Liam: Favourite race, win or lose, would probably be the Cambridgeshire 2004 on a horse called Spanish Don who came along very early in my career, I was still an apprentice and won a couple stakes on him and obviously winning that Cambridgeshire at the time as an apprentice was very good. 

Me: If you could ride any horse that you never have, past or present, what horse would you choose?

Liam: Favourite horse I’ve never ridden would be Sea The Stars; what he did in his classic season was just brilliant. He had everything. Won the Guineas, the Derby and all them other races he did, it was probably just… yeah just amazing what he did that season.

Me: What are your opinions surrounding the discussions of banning the whip?

Liam: The whip… I think the BHA have the whip rules absolutely spot on and if the whip was every banned it would be a backwards step for racing, I believe. 

Me: As a jockey, weight is obviously a huge thing for you guys, so what would you eat on a regular day? Are there any periods across the year where you can actually just eat everything and anything or is it a strict kind of diet all year round?

Liam: As you get older it becomes easier to manage your weight. I would always have a little bit of breakfast no matter what weight I have that day. Something small to eat in the evenings and just plenty of exercise.
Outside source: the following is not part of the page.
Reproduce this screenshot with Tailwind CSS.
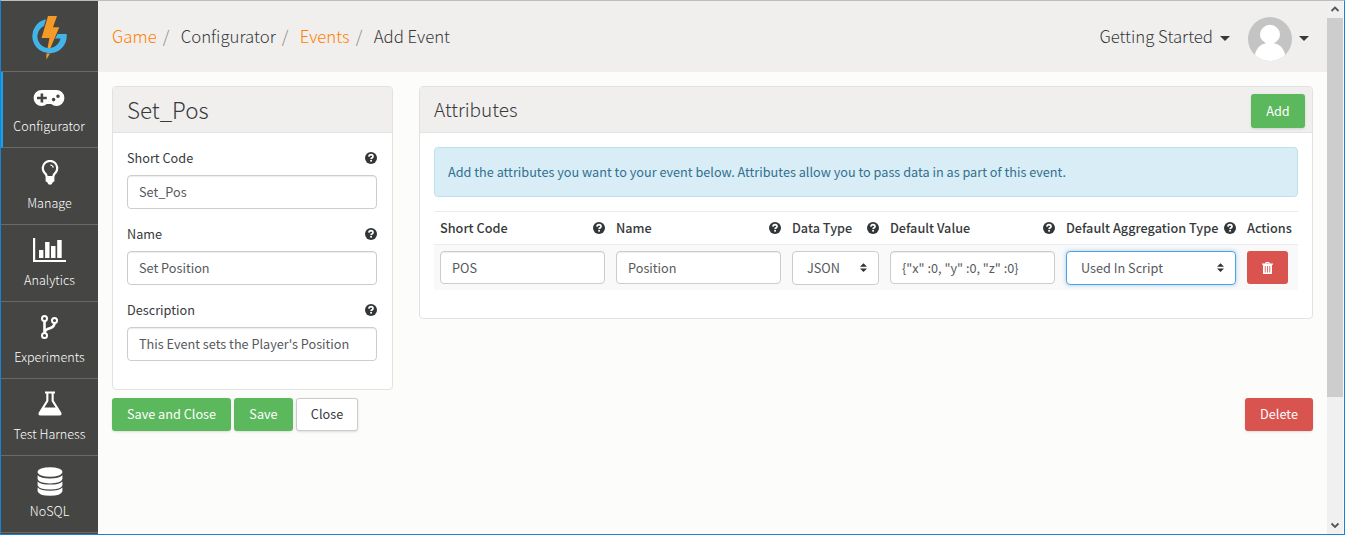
<!DOCTYPE html>
<html lang="en">
<head>
<meta charset="utf-8">
<title>Add Event</title>
<script src="https://cdn.jsdelivr.net/npm/@tailwindcss/browser@4"></script>
</head>
<body class="h-[535px] w-[1345px] overflow-hidden bg-[#fcfcfa] font-['Noto_Sans_CJK_SC','Noto_Sans',sans-serif] text-[12.7px] leading-5 text-[#373a3c]">
<svg class="hidden">
  <symbol id="help" viewBox="0 0 12 12"><circle cx="6" cy="6" r="6" fill="#333638"/><path d="M3.9 4.6Q4.1 2.7 6 2.7Q8 2.8 8 4.4Q8 5.3 7 5.9Q6.1 6.3 6.1 7.1" fill="none" stroke="#fff" stroke-width="1.7"/><rect x="5.2" y="7.9" width="1.8" height="1.7" fill="#fff"/></symbol>
  <symbol id="sort" viewBox="0 0 8 10"><path d="M0 4L4 0L8 4ZM0 6H8L4 10Z" fill="#333"/></symbol>
</svg>
<div class="flex h-[535px] border border-[#1a82d2] border-t-[#bdbdbd]">
  <nav class="flex w-[97px] shrink-0 flex-col bg-[#454543] text-[12.6px] font-light text-white">
    <div class="flex h-[71px] shrink-0 justify-center border-b border-[#696967] pr-0.5 pt-[14px]">
      <svg class="h-[46px] w-[36px]" viewBox="0 0 36 46"><path d="M15 4.2A17.2 17.2 0 1 0 35.6 19H26.6L24 23.4H29.4A11.6 11.6 0 1 1 13 11Z" fill="#43b4e8"/><path d="M17 1H26L22 12.3H28.3L19.4 33H16.6L18.4 23H10.6Z" fill="#f69a27"/><path d="M15.4 38.5H19L15.4 44.5Z" fill="#f69a27"/></svg>
    </div>
    <a class="flex h-[76px] shrink-0 flex-col items-center border-b border-l-2 border-b-[#696967] border-l-[#1ba1e8] pr-[3px]">
      <svg class="mt-4 h-[20px] w-[32px]" viewBox="0 0 32 20"><path fill-rule="evenodd" fill="#fff" d="M8.6 2H23.4A8 8 0 0 1 23.4 18Q20.4 18 18.2 16H13.8Q11.6 18 8.6 18A8 8 0 0 1 8.6 2ZM7.6 5.4V8.8H4V11.2H7.6V14.6H10.2V11.2H13.8V8.8H10.2V5.4ZM20.6 9.8A1.8 1.8 0 1 0 20.6 13.4A1.8 1.8 0 1 0 20.6 9.8ZM25 6.4A1.8 1.8 0 1 0 25 10A1.8 1.8 0 1 0 25 6.4Z"/></svg>
      <span class="mt-2">Configurator</span>
    </a>
    <a class="flex h-[77px] shrink-0 flex-col items-center border-b border-[#696967]">
      <svg class="mt-3 h-[25px] w-[18px]" viewBox="0 0 18 25"><path d="M5.6 16.2Q5.2 14.2 3.2 12.4A7.2 7.2 0 1 1 14.8 12.4Q12.8 14.2 12.4 16.2" fill="none" stroke="#fff" stroke-width="2.2"/><path d="M9.3 5Q11.8 5.2 12.3 7.6" fill="none" stroke="#fff" stroke-width="1.2"/><path d="M4.6 16H13.4V21.2L11.6 22.6Q11 24.8 9 24.8Q7 24.8 6.4 22.6L4.6 21.2Z" fill="#fff"/></svg>
      <span class="mt-2">Manage</span>
    </a>
    <a class="flex h-[77px] shrink-0 flex-col items-center border-b border-[#696967]">
      <svg class="mt-[13px] h-[24px] w-[33px]" viewBox="0 0 33 24"><path fill="#fff" d="M0 0H2.2V22H33V24H0ZM6 12H10.4V20H6ZM12.1 4H16.5V20H12.1ZM18 8H22.5V20H18ZM24.2 2H28.7V20H24.2Z"/></svg>
      <span class="mt-[8px]">Analytics</span>
    </a>
    <a class="flex h-[77px] shrink-0 flex-col items-center border-b border-[#696967]">
      <svg class="mt-[13px] h-[24px] w-[17px]" viewBox="0 0 17 24"><g fill="none" stroke="#fff" stroke-width="2"><circle cx="3.5" cy="3.5" r="2.5"/><circle cx="3.5" cy="20.5" r="2.5"/><circle cx="13.5" cy="5.5" r="2.5"/></g><path d="M3.5 6V18M13.5 8Q13.5 11.6 9.5 13Q3.8 14.6 3.5 17.8" fill="none" stroke="#fff" stroke-width="2.6"/></svg>
      <span class="mt-[8px]">Experiments</span>
    </a>
    <a class="flex h-[77px] shrink-0 flex-col items-center border-b border-[#696967]">
      <svg class="mt-3 h-[25px] w-[24px]" viewBox="0 0 24 25"><path fill-rule="evenodd" fill="#fff" d="M7 0.5H17V2.5H15.7V9.6L23.2 21.6Q24.4 24.5 21.4 24.6H2.6Q-.4 24.5.8 21.6L8.3 9.6V2.5H7ZM10.4 2.5V10.2L6.4 16.6H17.6L13.6 10.2V2.5Z"/></svg>
      <span class="mt-2">Test Harness</span>
    </a>
    <a class="flex h-[77px] shrink-0 flex-col items-center border-b border-[#696967]">
      <svg class="mt-[11px] h-[29px] w-[26px]" viewBox="0 0 26 29"><ellipse cx="13" cy="5" rx="12.4" ry="4.8" fill="#fff"/><path fill="#fff" d="M.6 8.2Q4 11.4 13 11.4T25.4 8.2V12Q24 16.4 13 16.4T.6 12ZM.6 14.4Q4 17.6 13 17.6T25.4 14.4V18.2Q24 22.6 13 22.6T.6 18.2ZM.6 20.6Q4 23.8 13 23.8T25.4 20.6V24.2Q24 28.8 13 28.8T.6 24.2Z"/></svg>
      <span class="mt-[5px]">NoSQL</span>
    </a>
  </nav>

  <div class="flex min-w-0 grow flex-col">
    <header class="flex h-[71px] shrink-0 items-center bg-[#f0efee] pl-[14px] pr-[18px] text-[16.8px] font-light leading-6">
      <div class="mb-0.5 flex grow">
        <a class="text-[#ff7f00]">Game</a><span class="w-[24px] pl-[6px] text-[#888]">/</span>
        <a>Configurator</a><span class="w-[24px] pl-[6px] text-[#888]">/</span>
        <a class="text-[#ff7f00]">Events</a><span class="w-[24px] pl-[6px] text-[#888]">/</span>
        <a>Add Event</a>
      </div>
      <span class="mb-0.5">Getting Started</span>
      <svg class="ml-[7px] mt-[3px] h-[5px] w-[10px]" viewBox="0 0 10 5"><path d="M0 0H10L5 5Z" fill="#373a3c"/></svg>
      <svg class="ml-[18px] mt-[4px] h-[44px] w-[44px]" viewBox="0 0 44 44"><clipPath id="av"><circle cx="22" cy="22" r="22"/></clipPath><g clip-path="url(#av)"><rect width="44" height="44" fill="#c4c4c4"/><path d="M6 40Q9 27 18 26.2Q12 23 12 17.5A10 9.7 0 0 1 32 17.5Q32 23 26 26.2Q35 27 38 40L34 46H10Z" fill="#fff"/></g></svg>
      <svg class="ml-[7px] mt-[3px] h-[5px] w-[10px]" viewBox="0 0 10 5"><path d="M0 0H10L5 5Z" fill="#373a3c"/></svg>
    </header>

    <main class="px-[14px] pt-[14px]">
      <div class="flex items-start justify-between">
        <section class="h-[304px] w-[281px] overflow-hidden rounded-[4px] border border-[#e2e2e0] bg-white">
          <h1 class="h-[46px] border-b border-[#e2e2e0] bg-[#f0efee] pl-[14px] text-[22.4px] font-light leading-[44px]">Set_Pos</h1>
          <div class="flex flex-col gap-[15px] pl-[14px] pr-[15px] pt-[15px]">
            <div><div class="flex h-[27px] items-start justify-between"><span>Short Code</span><svg class="mt-[4px] h-3 w-3"><use href="#help"/></svg></div><div class="h-[34px] rounded-[4px] border border-[#ccc] pl-[11px] leading-8 text-[#55595c] shadow-[inset_0_1px_1px_rgba(0,0,0,0.075)]">Set_Pos</div></div>
            <div><div class="flex h-[27px] items-start justify-between"><span>Name</span><svg class="mt-[4px] h-3 w-3"><use href="#help"/></svg></div><div class="h-[34px] rounded-[4px] border border-[#ccc] pl-[11px] leading-8 text-[#55595c] shadow-[inset_0_1px_1px_rgba(0,0,0,0.075)]">Set Position</div></div>
            <div><div class="flex h-[27px] items-start justify-between"><span>Description</span><svg class="mt-[4px] h-3 w-3"><use href="#help"/></svg></div><div class="h-[34px] rounded-[4px] border border-[#ccc] pl-[11px] leading-8 text-[#55595c] shadow-[inset_0_1px_1px_rgba(0,0,0,0.075)]">This Event sets the Player's Position</div></div>
          </div>
        </section>

        <section class="h-[233px] w-[894px] overflow-hidden rounded-[4px] border border-[#e2e2e0] bg-white">
          <div class="flex h-[46px] items-center justify-between border-b border-[#e2e2e0] bg-[#f0efee] pl-[14px] pr-[7px]">
            <h2 class="mb-px text-[19px] font-light leading-6">Attributes</h2>
            <button class="mt-[3px] h-[34px] w-[54px] rounded-[3px] bg-[#5cb85c] text-white shadow-sm">Add</button>
          </div>
          <div class="px-[14px] pt-[14px]">
            <p class="h-[50px] rounded-[4px] border border-[#bce0ee] bg-[#d9edf7] pl-[13px] leading-[48px] text-[#31708f]">Add the attributes you want to your event below. Attributes allow you to pass data in as part of this event.</p>
            <div class="mt-[14px] grid h-[34px] grid-cols-[165px_165px_87px_165px_170px_46px] items-center gap-x-[11px] border-y border-[#ececec] pl-[6px] font-medium">
              <div class="flex items-center justify-between"><span>Short Code</span><svg class="h-3 w-3"><use href="#help"/></svg></div>
              <div class="flex items-center justify-between"><span>Name</span><svg class="h-3 w-3"><use href="#help"/></svg></div>
              <div class="flex items-center justify-between"><span>Data Type</span><svg class="h-3 w-3"><use href="#help"/></svg></div>
              <div class="flex items-center justify-between"><span>Default Value</span><svg class="h-3 w-3"><use href="#help"/></svg></div>
              <div class="flex items-center justify-between whitespace-nowrap"><span>Default Aggregation Type</span><svg class="h-3 w-3 shrink-0"><use href="#help"/></svg></div>
              <span>Actions</span>
            </div>
            <div class="grid h-[45px] grid-cols-[165px_165px_87px_165px_170px_41px] gap-x-[11px] bg-[#f9f9f9] pl-[6px] pt-[6px] leading-8 text-[#55595c]">
              <div class="h-[33px] rounded-[4px] border border-[#ccc] bg-white pl-[11px] shadow-[inset_0_1px_1px_rgba(0,0,0,0.075)]">POS</div>
              <div class="h-[33px] rounded-[4px] border border-[#ccc] bg-white pl-[11px] shadow-[inset_0_1px_1px_rgba(0,0,0,0.075)]">Position</div>
              <div class="flex h-[34px] items-center justify-between rounded-[4px] border border-[#ccc] bg-white pl-[14px] pr-[11px]"><span>JSON</span><svg class="mb-px h-[9px] w-[7px]"><use href="#sort"/></svg></div>
              <div class="h-[33px] rounded-[4px] border border-[#ccc] bg-white pl-[11px] shadow-[inset_0_1px_1px_rgba(0,0,0,0.075)]">{"x" :0, "y" :0, "z" :0}</div>
              <div class="flex h-[34px] items-center justify-between rounded-[4px] border border-[#4ba3e3] bg-white pl-[14px] pr-[11px] shadow-[0_0_4px_rgba(102,175,233,0.6)]"><span>Used In Script</span><svg class="mb-px h-[9px] w-[7px]"><use href="#sort"/></svg></div>
              <button class="flex h-[33px] items-center justify-center rounded-[3px] bg-[#d9534f]"><svg class="h-3 w-[11px]" viewBox="0 0 11 12"><path fill-rule="evenodd" fill="#fff" d="M3.2 1.6L3.8 0H7.2L7.8 1.6H11V2.8H10V12H1V2.8H0V1.6ZM4.2 1.6H6.8L6.6 1H4.4ZM2.8 4V10.5H3.6V4ZM5.1 4V10.5H5.9V4ZM7.4 4V10.5H8.2V4Z"/></svg></button>
            </div>
          </div>
        </section>
      </div>
      <div class="mt-2 flex gap-[3px]">
        <button class="h-[33px] w-[119px] rounded-[3px] bg-[#5cb85c] pb-0.5 text-white shadow-sm">Save and Close</button>
        <button class="h-[33px] w-[59px] rounded-[3px] bg-[#5cb85c] pb-0.5 text-white shadow-sm">Save</button>
        <button class="h-[33px] w-[62px] rounded-[3px] border border-[#ccc] bg-white pb-0.5 shadow-sm">Close</button>
        <button class="ml-auto h-[33px] w-[68px] rounded-[3px] bg-[#d9534f] pb-0.5 text-white shadow-sm">Delete</button>
      </div>
    </main>
  </div>

  <div class="flex w-[17px] shrink-0 flex-col items-center border-r border-[#f8f8f8] bg-[#f0f0f0]">
    <svg class="h-[17px] w-4" viewBox="0 0 16 17"><path d="M4.5 10L8 6.5L11.5 10" fill="none" stroke="#555" stroke-width="1.8"/></svg>
    <div class="h-[379px] w-full bg-[#cdcdcd]"></div>
    <svg class="mt-auto h-[17px] w-4" viewBox="0 0 16 17"><path d="M4.5 6.5L8 10L11.5 6.5" fill="none" stroke="#555" stroke-width="1.8"/></svg>
  </div>
</div>
</body>
</html>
Yeah, your weight is easier to manage when you’re quite busy doing  two meetings a day and stuff, so it’s not really an issue.

Me: What would you say to anyone who thinks racing is animal cruelty?

Liam: I think people who think racing is animal cruelty are probably people who have never been to a racing stables and haven’t seen how well these horses are looked after and cared for and how prepared they are when they go to racing. The majority of the time the horses are so prepared that they probably find it quite easy and I imagine most of them quite enjoy it.

Me: Racing is an all year round sport, so when you do get some down time, what do you like to do?

Liam: Yeah, it’s good to be busy. I prefer it that way, the busier you are, the fitter you are and I think the easier it is to keep your eye on the ball. If the racing gives time off it can be quite nice to go on holiday with the wife for a couple of days just to get away for a couple days. But in general it’s better to be busy.

Me: Who do you look up to in the weighing room?

Liam: I always looked up to Kieren Fallon when he was riding. He was just a genius in the saddle and he was Champion Jockey a many times. Especially in the big races, Fallon was as good as there was in his time riding I think.

Me: What is one race you’d love to win?

Liam: Any Group 1 race would be great. Yeah, any Group 1 race would be brilliant.

Me: What is your overall goal in racing over the upcoming few years?

Liam: I am very close to riding 1000 winners now, I think about 30 away from that so hopefully if we get back racing soon, if I can do that by the end of this year it would be good and just to continue to ride winners every year after that, that would be good.

Me: What would be your ‘horse to watch’ for the next season or two?

Liam: A horse looking forward to this season would probably be a horse called Indeed who is trained by Dominic Ffrench Davis. He did quite well last year and hopefully he should have a good year this year. We’d like to think he definitely up to winning in a listed class and hopefully there are a couple of big races in him yet.

Me: What is your favourite race course to ride at and why?

Liam: It would probably be Newbury. I am primarily based in Lambourn so Newbury would probably be my local track to there and I think it’s a big galloping track and quite fair, so yeah, it’s a good track Newbury, it’s a fair track and a good track and it’s always nice to ride a winner there. 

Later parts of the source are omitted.